§ **REQUIRED WORK**:
From the listing below, extract every line containing "components".

§ **SOURCE DATA**:

'''

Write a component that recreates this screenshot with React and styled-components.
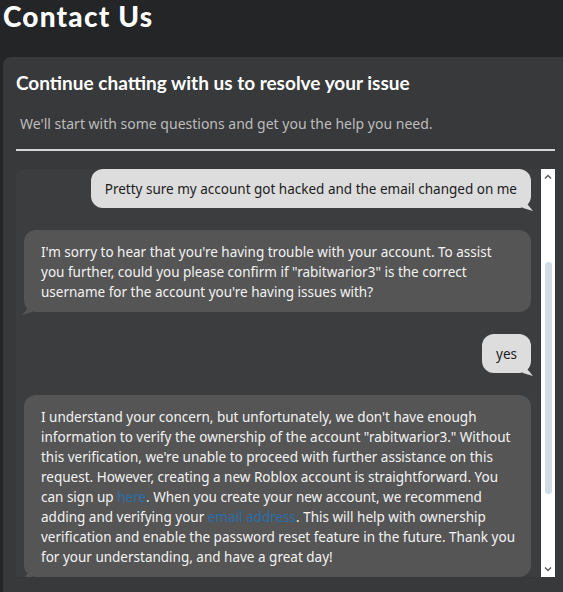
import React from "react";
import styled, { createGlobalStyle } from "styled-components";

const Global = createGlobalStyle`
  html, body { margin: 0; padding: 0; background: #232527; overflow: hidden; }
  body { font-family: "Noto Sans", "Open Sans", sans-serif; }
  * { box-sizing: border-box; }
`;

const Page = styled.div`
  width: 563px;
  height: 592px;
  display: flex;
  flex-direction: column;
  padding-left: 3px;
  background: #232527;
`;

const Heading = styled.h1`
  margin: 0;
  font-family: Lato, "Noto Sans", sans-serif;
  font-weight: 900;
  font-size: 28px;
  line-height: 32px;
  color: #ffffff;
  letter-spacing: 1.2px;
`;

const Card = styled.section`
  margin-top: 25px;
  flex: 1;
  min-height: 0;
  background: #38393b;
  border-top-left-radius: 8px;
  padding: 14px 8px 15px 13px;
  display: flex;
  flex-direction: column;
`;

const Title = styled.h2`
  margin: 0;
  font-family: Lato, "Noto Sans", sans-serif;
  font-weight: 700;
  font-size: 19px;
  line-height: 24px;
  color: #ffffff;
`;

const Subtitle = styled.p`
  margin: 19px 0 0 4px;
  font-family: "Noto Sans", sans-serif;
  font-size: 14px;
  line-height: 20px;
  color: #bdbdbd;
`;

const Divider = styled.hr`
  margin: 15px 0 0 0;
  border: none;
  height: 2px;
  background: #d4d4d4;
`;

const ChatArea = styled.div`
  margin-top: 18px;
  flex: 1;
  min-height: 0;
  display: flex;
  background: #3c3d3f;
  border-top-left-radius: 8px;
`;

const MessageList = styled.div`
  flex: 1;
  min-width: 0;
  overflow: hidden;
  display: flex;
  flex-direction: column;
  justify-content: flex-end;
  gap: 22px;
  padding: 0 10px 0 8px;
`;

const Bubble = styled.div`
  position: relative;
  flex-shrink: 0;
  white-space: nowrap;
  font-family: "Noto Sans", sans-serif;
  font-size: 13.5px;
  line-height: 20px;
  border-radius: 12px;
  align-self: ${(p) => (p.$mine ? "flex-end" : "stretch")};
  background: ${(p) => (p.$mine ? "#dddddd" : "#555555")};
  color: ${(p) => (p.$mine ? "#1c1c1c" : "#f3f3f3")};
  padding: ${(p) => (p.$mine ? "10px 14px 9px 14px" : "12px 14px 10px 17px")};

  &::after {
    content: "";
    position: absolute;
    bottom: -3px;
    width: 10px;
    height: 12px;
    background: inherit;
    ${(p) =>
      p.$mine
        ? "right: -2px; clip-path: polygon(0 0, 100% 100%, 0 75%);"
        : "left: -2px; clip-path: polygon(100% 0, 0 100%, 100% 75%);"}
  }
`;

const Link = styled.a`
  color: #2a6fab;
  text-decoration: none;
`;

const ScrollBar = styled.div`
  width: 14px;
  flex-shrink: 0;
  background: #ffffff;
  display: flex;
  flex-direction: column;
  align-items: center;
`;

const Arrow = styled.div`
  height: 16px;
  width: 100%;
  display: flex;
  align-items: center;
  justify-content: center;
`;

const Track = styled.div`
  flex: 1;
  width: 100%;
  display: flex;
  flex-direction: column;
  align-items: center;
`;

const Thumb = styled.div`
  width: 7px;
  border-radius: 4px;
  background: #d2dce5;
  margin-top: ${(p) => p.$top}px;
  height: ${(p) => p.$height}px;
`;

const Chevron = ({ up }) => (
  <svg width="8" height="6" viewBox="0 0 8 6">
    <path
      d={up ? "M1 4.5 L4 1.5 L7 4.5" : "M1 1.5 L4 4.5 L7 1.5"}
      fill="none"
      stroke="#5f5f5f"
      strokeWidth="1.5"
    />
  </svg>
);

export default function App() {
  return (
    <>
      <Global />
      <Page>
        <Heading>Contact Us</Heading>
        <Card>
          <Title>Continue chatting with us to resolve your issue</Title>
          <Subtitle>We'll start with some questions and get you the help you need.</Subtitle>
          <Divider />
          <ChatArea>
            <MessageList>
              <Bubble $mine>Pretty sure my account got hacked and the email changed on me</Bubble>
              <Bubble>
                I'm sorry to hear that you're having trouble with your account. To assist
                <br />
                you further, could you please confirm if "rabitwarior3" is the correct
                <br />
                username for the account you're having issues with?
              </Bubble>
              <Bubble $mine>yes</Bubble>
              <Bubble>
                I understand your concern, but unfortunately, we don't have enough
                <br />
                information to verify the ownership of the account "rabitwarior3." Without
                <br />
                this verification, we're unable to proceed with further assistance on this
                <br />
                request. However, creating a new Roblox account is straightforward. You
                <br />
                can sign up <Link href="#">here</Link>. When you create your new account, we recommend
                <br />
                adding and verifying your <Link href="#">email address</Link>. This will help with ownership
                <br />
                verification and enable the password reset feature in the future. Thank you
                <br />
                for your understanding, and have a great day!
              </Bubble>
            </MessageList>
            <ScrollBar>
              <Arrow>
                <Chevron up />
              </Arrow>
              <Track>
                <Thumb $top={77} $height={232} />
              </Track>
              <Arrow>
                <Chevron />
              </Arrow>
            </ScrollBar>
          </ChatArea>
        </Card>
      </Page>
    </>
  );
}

'''

§ **RESULT OF THIS EXERCISE**:
Write a component that recreates this screenshot with React and styled-components.
import styled, { createGlobalStyle } from "styled-components";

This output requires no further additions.